After the Restoration the committee of estates ordered Rutherford's ‘Lex Rex’ to be burnt at the crosses of Edinburgh and St. Andrews, deprived him of his offices, and summoned him to appear before parliament on a charge of treason; but he was in his last illness, and unable to obey the citation. In February 1661 he emitted ‘a testimony to the covenanting work of reformation,’ and in March following he died, in raptures, testifying at intervals in favour of the ‘protesters,’ but forgiving his enemies. His last words were ‘Glory, Glory dwelleth in Emmanuel's land.’ He was buried in St. Andrews. In 1842 a fine monument was erected to his memory on a conspicuous site in ‘Sweet Anwoth by the Solway.’ Rutherford was much annoyed when he heard that collections of his letters were being made, and copies circulated. They were published by Mr. Ward, his secretary, in 1664, were translated into Dutch in 1674, and have since appeared with additions and expurgations in many English editions. His favourite topic in these letters is the union of Christ and his people as illustrated by courtship and marriage, and the language is sometimes coarse and indelicate. He left in manuscript ‘Examen Arminianismi,’ which was published at Utrecht in 1668, also a catechism printed in Mitchell's ‘Collection of Catechisms.’ He was best known during life by his books against Arminianism, and his reputation since has rested chiefly on his letters. He was a ‘little fair man,’ and is said to have been ‘naturally of a hot and fiery temper.’ He was certainly one of the most perfervid of Scotsmen, but seems to have had little of that humour which was seldom wanting in the grimmest of his contemporaries. ‘In the pulpit he had’ (says a friend) ‘a strange utterance, a kind of skreigh that I never heard the like. Many a time I thought he would have flown out of the pulpit when he came to speak of Jesus Christ.’ His abilities were of a high order, but as a church leader by his narrowness he helped to degrade and destroy presbyterianism which he loved so well, and in controversy he was too often bitter and scurrilous (see e.g. his Preface to Lex Rex). With all his faults, his honesty, his steadfast zeal, and his freedom from personal ambition give him some claim to the title that has been given him of the ‘saint of the covenant.’

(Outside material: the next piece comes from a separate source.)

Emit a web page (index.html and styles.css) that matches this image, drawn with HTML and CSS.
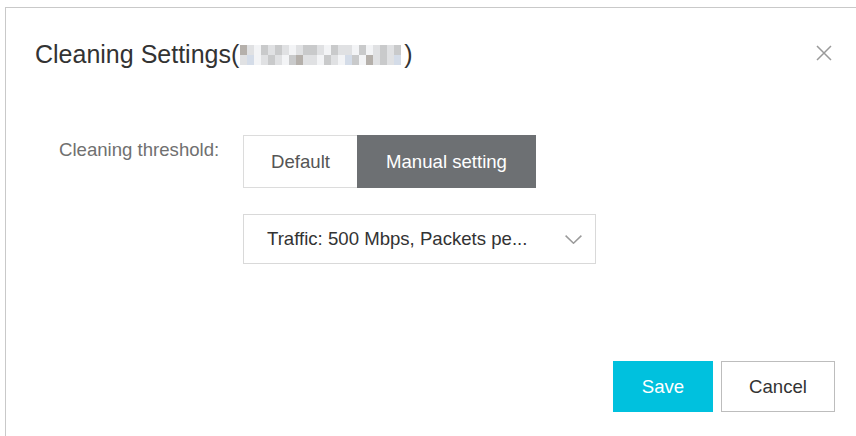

In 1630 his first wife died. In 1640 he married Jean M'Math, who, with a daughter Agnes, survived him. All his children by the first marriage, and six of the second, predeceased him. Agnes married W. Chiesly, W.S., and left issue.
[Lamont's Diary; Baillie's Letters; Blair's Autobiogr. (Wod. Soc.); Crawford's Hist. of Univ. of Edin.; Life by Murray; Records of the Kirk; Bonar's edition of Rutherford's Letters.]